Clio Barnard’s first narrative feature is a tender and profoundly melancholic look at two boys who form an unlikely friendship in an isolated countryside. It has the gentle flourishes of Shane Meadows’ coming of age movies but builds to a far more powerful emotional climax than anything in his oeuvre.
9. “Ilo Ilo”
Singapore’s Oscar submission won Directors’ Fortnight in Cannes yet barely gained any recognition in the U.S. because it’s so low key. But Anthony Chen’s directorial debut about a 10-year-old boy who forms a bond with his Filipino caretaker while his parents war over money issues is a stirring look at catharsis amidst familial discord.
8. “RPG OKC”
There are dozens of shorts that screen at festivals throughout the year and never get noticed beyond them. But I was privileged to serve on a jury at the Philadelphia Film Festival and award this charming and innovative short, made with 16-bit graphics and centering on a romance between two retro video game characters, which perfectly illustrates how a great gimmick can develop into an emotionally involving story. Watch it below:
Chad Hartigan’s intriguing tale of a middle-aged man who relocates to Nevada and works at a prison relocation non-profit owes much to the subtle turn by Paul Eenhoorn in the lead role. As Martin forms a bond with newly released prisoner Travis (Richmond Arquette), the story transforms into a remarkable tale of survival for both men that creeps up on you.
6.” Vanishing Waves”
Lithuanian filmmaker Kristina Buožytė’s trippy sci-fi drama involves a man who enters the mind of a comatose woman as part of an experiment and falls in love with her. The movie is second only to “Upstream Color” as the year’s best otherworldly fictional narrative. As the man in question gets drawn into the possibilities of aiding the comatose woman, “Vanishing Waves” turns into a kaleidoscopic collage of emotions to represent the fragmented nature of consciousness itself.
5. “Dead Man’s Burden”
Jarod Moshe’s debut feature is a minimalist Western shot on 35mm film with a shrewd feel for the genre’s many traditions: a little Sam Peckinpah violence here, a dash of John Ford sentimentalism there, a jolt of Anthony Mann bleakness all over the place, especially in the tense finale.
4. “See You Next Tuesday”
An angry rejoinder to “Tiny Furniture” that perfectly encapsulates the vibrant cynicism at the root of American underground filmmaking today. Drew Tobia’s awesomely cynical portrait of a pregnant single Brooklynite alienated from her lesbian sister and mean-spirited mother has a liberating quality embedded in its snide dialogue and perceptive look at urban eccentrics. Comparisons to early Todd Solondz are apt. The movie barely had a festival life and to date doesn’t have distribution, but should fall into the right hands so Tobia’s name gets out there. A truly original voice.
3. “Post Tenebras Lux”
I have mixed feelings about the coherence of the ideas in Carlos Reygadas’ esoterically personal, meandering, and impermeably lyrical work, but its hypnotic ingredients are impossible to shake. One of the most inventive narrative experiences of the year, it has more cinematic vision than anything else Reygadas has done before. I have to remind myself I didn’t just imagine its allure, because “Post Tenebras Lux” is a movie about dreams that, by its end, transforms into one.
2. “Toad Road”
Jason Banker’s semi-fictional portrait of a druggy hedonist who gets lost in the woods with his girlfriend looking for the seven gates of Hell is possibly one of the most terrifying looks at addiction since “Requiem for a Dream.” Imagine the “Jackass” guys struggling with their violent tendencies while surrounded by constant denial. “Toad Road” is an assault on the senses that makes its main character’s physical struggles into a personal journey.

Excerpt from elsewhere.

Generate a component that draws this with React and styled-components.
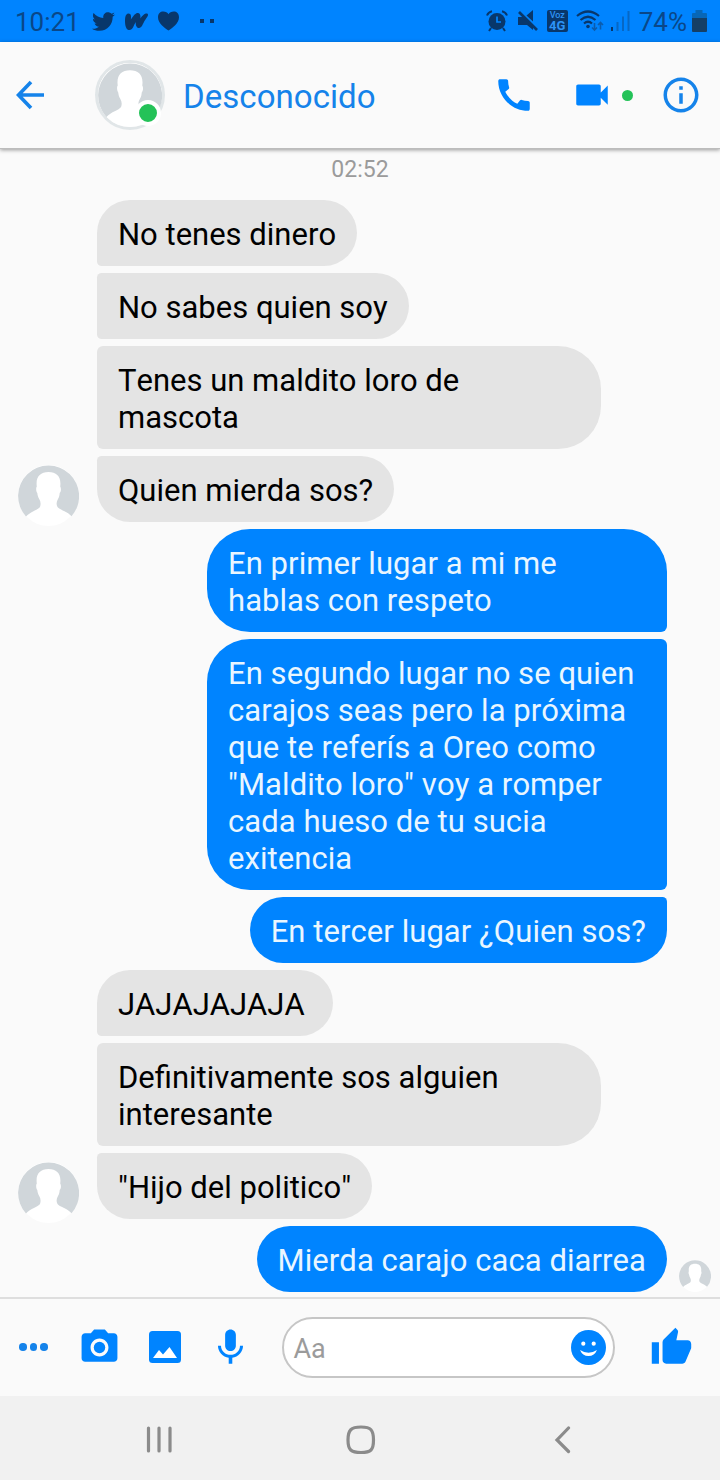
import React from "react";
import styled, { createGlobalStyle } from "styled-components";
import { FaTwitter } from "react-icons/fa";
import { SiWattpad } from "react-icons/si";
import {
    MdCall,
    MdVideocam,
    MdInfoOutline,
    MdPhotoCamera,
    MdMic,
    MdThumbUp,
} from "react-icons/md";

const messages = [
    { text: "No tenes dinero", pos: "first" },
    { text: "No sabes quien soy", pos: "middle" },
    { text: "Tenes un maldito loro de mascota", pos: "middle" },
    { text: "Quien mierda sos?", pos: "last" },
    { text: "En primer lugar a mi me hablas con respeto", pos: "first", mine: true },
    {
        text: 'En segundo lugar no se quien carajos seas pero la próxima que te referís a Oreo como "Maldito loro" voy a romper cada hueso de tu sucia exitencia',
        pos: "middle",
        mine: true,
    },
    { text: "En tercer lugar ¿Quien sos?", pos: "last", mine: true },
    { text: "JAJAJAJAJA\u00a0", pos: "first" },
    { text: "Definitivamente sos alguien interesante", pos: "middle" },
    { text: '"Hijo del politico"', pos: "last" },
    { text: "Mierda carajo caca diarrea", pos: "single", mine: true, seen: true },
];

const Person = ({ size }) => (
    <svg width={size} height={size} viewBox="0 0 61 61">
        <circle cx="30.5" cy="30.5" r="30.5" fill="#fff" />
        <path
            d="M8 51.5A30.5 30.5 0 1 1 53.5 51.2C49 46 41.5 45 39.5 42C38 39 38.5 36.5 40 34C41.3 32 41.5 30 41.7 28C43.5 26 43 22.5 42.2 21.5C43.5 12 39 7 30.5 7C22 7 17.5 12 18.8 21.5C18 22.5 17.8 26 19.3 28C19.5 30 20 32 21.2 34C22.7 36.5 23 39 22 42C20 45 12.5 46.5 8 51.5Z"
            fill="#d0d6da"
        />
    </svg>
);

const App = () => (
    <Screen>
        <Global />
        <StatusBar>
            <Clock>10:21</Clock>
            <FaTwitter size={23} />
            <SiWattpad size={23} />
            <svg width="21" height="20" viewBox="0 0 22 20" fill="currentColor">
                <path d="M11 20C7 17 0 12.5 0 6C0 2 2.5 0 5.5 0C8 0 10 1 11 3C12 1 14 0 16.5 0C19.5 0 22 2 22 6C22 12.5 15 17 11 20Z" />
            </svg>
            <Dots width="14" height="4" viewBox="0 0 14 4" fill="currentColor">
                <path d="M0 0h4v4H0zM10 0h4v4h-4z" />
            </Dots>
            <StatusRight>
                <svg width="22" height="22" viewBox="0 0 22 22" fill="none" stroke="#08376b">
                    <circle cx="11" cy="11.5" r="8.5" fill="#08376b" stroke="none" />
                    <path d="M1 5.5A7 7 0 0 1 6 1.2M21 5.5A7 7 0 0 0 16 1.2M5 18l-2 3M17 18l2 3" strokeWidth="2" />
                    <path d="M11 6.5V12h4" stroke="#0084ff" strokeWidth="1.7" />
                </svg>
                <Mute width="20" height="22" viewBox="0 0 20 22" fill="#08376b">
                    <path d="M0 7h5l10 9.5V20l-6-5H0ZM8.5 5.5L15 0v11.5Z" />
                    <path d="M1 2l18 18" stroke="#08376b" strokeWidth="2.6" />
                </Mute>
                <VoiceBadge>
                    <span>Voz</span>
                    <b>4G</b>
                </VoiceBadge>
                <Wifi width="28" height="22" viewBox="0 0 28 22" fill="none" stroke="#08376b" strokeWidth="2.2">
                    <path d="M1 6Q12 -3 23 6M4.5 10Q12 3.5 19.5 10M8 13.5Q12 10 16 13.5" />
                    <circle cx="12" cy="16.5" r="1.8" fill="#08376b" stroke="none" />
                    <path d="M18.5 13v7M16 17.5l2.5 2.5L21 17.5M24.5 19.5v-7M22 15l2.5-2.5L27 15" stroke="#0b5cad" strokeWidth="1.6" />
                </Wifi>
                <svg width="19" height="20" viewBox="0 0 19 20">
                    <path d="M0 16h2v4H0z" fill="#08376b" />
                    <path d="M5.5 11h2v9h-2zM11 5.5h2V20h-2zM16.5 0h2v20h-2z" fill="#0767c4" />
                </svg>
                <Percent>74%</Percent>
                <svg width="15" height="22" viewBox="0 0 15 22">
                    <path d="M3.5 0h7v3H14q1 0 1 1v4H0V4q0-1 1-1h2.5z" fill="#0767b8" />
                    <path d="M0 8h15v13q0 1-1 1H1q-1 0-1-1z" fill="#153f66" />
                </svg>
            </StatusRight>
        </StatusBar>
        <Header>
            <svg width="29" height="30" viewBox="0 0 29 30" fill="none" stroke="#1583ea" strokeWidth="3.6">
                <path d="M28 15H3M15 2L2.5 15L15 28" />
            </svg>
            <HeaderAvatar>
                <Person size={64} />
                <Online />
            </HeaderAvatar>
            <Name>Desconocido</Name>
            <Actions>
                <MdCall size={42} />
                <VideoCall>
                    <MdVideocam size={42} />
                    <Dot />
                </VideoCall>
                <MdInfoOutline size={42} color="#1583ea" />
            </Actions>
        </Header>
        <Thread>
            <Time>02:52</Time>
            {messages.map((m) => (
                <Row key={m.text} $mine={m.mine}>
                    {!m.mine && (
                        <Side>{m.pos === "last" && <Person size={61} />}</Side>
                    )}
                    <Bubble $mine={m.mine} $pos={m.pos}>
                        {m.text}
                    </Bubble>
                    {m.mine && <Seen>{m.seen && <Person size={32} />}</Seen>}
                </Row>
            ))}
        </Thread>
        <Composer>
            <More>
                <i />
                <i />
                <i />
            </More>
            <Tools>
                <MdPhotoCamera size={43} />
                <svg width="32" height="32" viewBox="0 0 32 32">
                    <rect width="32" height="32" rx="3.5" fill="#0084ff" />
                    <path d="M4 27L10 19L14 23.5L20.5 16L28 27Z" fill="#fff" />
                </svg>
                <MdMic size={43} />
            </Tools>
            <Input>
                <span>Aa</span>
                <svg width="35" height="35" viewBox="0 0 35 35">
                    <circle cx="17.5" cy="17.5" r="17.5" fill="#0084ff" />
                    <circle cx="12.3" cy="13.7" r="2.1" fill="#fff" />
                    <circle cx="22.7" cy="13.7" r="2.1" fill="#fff" />
                    <path d="M9 20Q17.5 25.5 26 20Q23.5 26 17.5 26Q11.5 26 9 20Z" fill="#fff" />
                </svg>
            </Input>
            <MdThumbUp size={43} />
        </Composer>
        <NavBar>
            <svg width="26" height="28" viewBox="0 0 26 28" {...navStroke}>
                <path d="M2.5 2v23M13 2v23M24 2v23" />
            </svg>
            <svg width="30" height="30" viewBox="0 0 30 30" {...navStroke}>
                <path d="M15 2C25 2 27.5 5 27.5 15C27.5 25 25 27.5 15 27.5C5 27.5 2 25 2 15C2 5 5 2 15 2Z" />
            </svg>
            <svg width="18" height="28" viewBox="0 0 18 28" {...navStroke}>
                <path d="M14.5 2L3 14L14.5 25.5" />
            </svg>
        </NavBar>
    </Screen>
);

export default App;

const navStroke = {
    fill: "none",
    stroke: "#8b8b8b",
    strokeWidth: 3.2,
    strokeLinecap: "round",
};

const Global = createGlobalStyle`
    * {
        box-sizing: border-box;
    }
    body {
        margin: 0;
        font-family: Roboto, sans-serif;
        background: #fafafa;
    }
    svg {
        display: block;
        flex-shrink: 0;
    }
`;

const Screen = styled.div`
    width: 720px;
    height: 1480px;
    display: flex;
    flex-direction: column;
    overflow: hidden;
    background: #fafafa;
`;

const StatusBar = styled.div`
    height: 42px;
    background: #0084ff;
    color: #08376b;
    display: flex;
    align-items: center;
    padding: 0 13px 0 15px;

    > svg {
        margin-right: 10px;
    }
`;

const Dots = styled.svg`
    margin-left: 11px;
`;

const Clock = styled.div`
    width: 77px;
    font-size: 26px;
    color: #0a4788;
    padding-top: 2px;
`;

const StatusRight = styled.div`
    margin-left: auto;
    display: flex;
    align-items: center;
    gap: 9px;
    margin-bottom: 1px;
`;

const Mute = styled.svg`
    margin-left: 1px;
`;

const Wifi = styled.svg`
    margin: 0 -2px 0 -1px;
`;

const VoiceBadge = styled.div`
    width: 21px;
    height: 22px;
    border-radius: 2px;
    background: #08376b;
    color: #2d93f5;
    display: flex;
    flex-direction: column;
    align-items: center;
    font-size: 9px;
    line-height: 10px;
    font-weight: 500;

    b {
        font-size: 13px;
        line-height: 12px;
    }
`;

const Percent = styled.div`
    font-size: 26px;
    color: #0a4788;
    padding-top: 3px;
    margin-right: -4px;
`;

const Header = styled.div`
    height: 107px;
    display: flex;
    align-items: center;
    padding: 0 18px 0 16px;
    position: relative;
    border-bottom: 1px solid #bcbcbc;
    box-shadow: 0 1px 4px rgba(0, 0, 0, 0.4);
`;

const HeaderAvatar = styled.div`
    width: 70px;
    height: 70px;
    margin-left: 50px;
    border: 3px solid #e1e6e8;
    border-radius: 50%;
    position: relative;
`;

const Online = styled.div`
    position: absolute;
    right: 1px;
    bottom: 1px;
    width: 26px;
    height: 26px;
    border: 4px solid #fff;
    border-radius: 50%;
    background: #24c258;
`;

const Name = styled.div`
    margin-left: 18px;
    padding-top: 2px;
    font-size: 33px;
    letter-spacing: 0.05px;
    color: #1583ea;
`;

const Actions = styled.div`
    margin-left: auto;
    display: flex;
    align-items: center;
    color: #0084ff;
`;

const VideoCall = styled.div`
    display: flex;
    align-items: center;
    margin: 0 27px 0 36px;
`;

const Dot = styled.div`
    width: 11px;
    height: 11px;
    margin-left: 9px;
    border-radius: 50%;
    background: #24c258;
`;

const Thread = styled.div`
    height: 1148px;
    display: flex;
    flex-direction: column;
    gap: 7px;
`;

const Time = styled.div`
    height: 44px;
    padding-top: 7px;
    text-align: center;
    font-size: 23px;
    line-height: 28px;
    color: #9b9b9b;
`;

const Row = styled.div`
    display: flex;
    align-items: flex-end;
    justify-content: ${(props) => (props.$mine ? "flex-end" : "flex-start")};
`;

const Side = styled.div`
    width: 97px;
    padding-left: 18px;
    margin-bottom: -4px;
`;

const Seen = styled.div`
    width: 53px;
    padding-left: 12px;
`;

const R = "43px";
const corners = {
    first: `${R} ${R} ${R} 6px`,
    middle: `6px ${R} ${R} 6px`,
    last: `6px ${R} ${R} ${R}`,
    single: R,
};
const mineCorners = {
    first: `${R} ${R} 6px ${R}`,
    middle: `${R} 6px 6px ${R}`,
    last: `${R} 6px ${R} ${R}`,
    single: R,
};

const Bubble = styled.div`
    max-width: ${(props) => (props.$mine ? 460 : 504)}px;
    padding: 16px 21px 13px;
    font-size: 31px;
    font-kerning: none;
    letter-spacing: ${(props) => (props.$mine ? "0.06px" : "normal")};
    line-height: 37px;
    color: ${(props) => (props.$mine ? "#e9f6ff" : "#000")};
    background: ${(props) => (props.$mine ? "#0084ff" : "#e4e4e4")};
    border-radius: ${(props) => (props.$mine ? mineCorners : corners)[props.$pos]};
`;

const Composer = styled.div`
    height: 99px;
    border-top: 2px solid #dedede;
    display: flex;
    align-items: center;
    padding: 0 27px 0 19px;
    color: #0084ff;
`;

const More = styled.div`
    display: flex;
    gap: 3px;
    margin-bottom: 1px;

    i {
        width: 7.5px;
        height: 7.5px;
        border-radius: 50%;
        background: #1583ea;
    }
`;

const Tools = styled.div`
    display: flex;
    align-items: center;
    gap: 28px;
    margin: 0 0 1px 30px;
`;

const Input = styled.div`
    width: 333px;
    height: 61px;
    margin: 0 auto 0 30px;
    border: 2px solid #c6c6c6;
    border-radius: 31px;
    background: #fff;
    display: flex;
    align-items: center;
    justify-content: space-between;
    padding: 0 7px 0 10px;
    font-size: 27px;
    color: #9b9b9b;

    span {
        padding-top: 2px;
    }
`;

const NavBar = styled.div`
    height: 84px;
    background: #f1f1f1;
    display: flex;
    align-items: center;
    justify-content: space-between;
    padding: 3px 148px 0 146px;

    svg:nth-child(2) {
        margin-right: 4px;
    }
`;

Time for a year-end regret: I should’ve figured out a way to cram Jafar Panahi’s second feature — made while living under a travel ban in Iran (after the brilliant “This Is Not a Film”) — on to my Best Undistributed Films list. The movie premiered at the 2013 Berlin Film Festival and has yet to find a U.S. distributor — but maybe it’s better that way, so that Panahi’s situation doesn’t get even worse. Nevertheless “Closed Curtain” is a beautiful, often surprisingly funny look at life under confinement, and operates as a kind of narrative puzzle: It starts as the story of a man on the lam before turning in on itself with brilliantly understated results. Ultimately, Panahi’s focus is on the desire to tell stories against impossible odds. It’s a dynamic form of resistance that owes much to the innocence of the main character’s dog, who makes Uggie from “The Artist” look like a privileged brat. The Iranian canine puts a witty and eventually profound face on the tragic state of being a simpleton in a cruel world. Aren’t we all?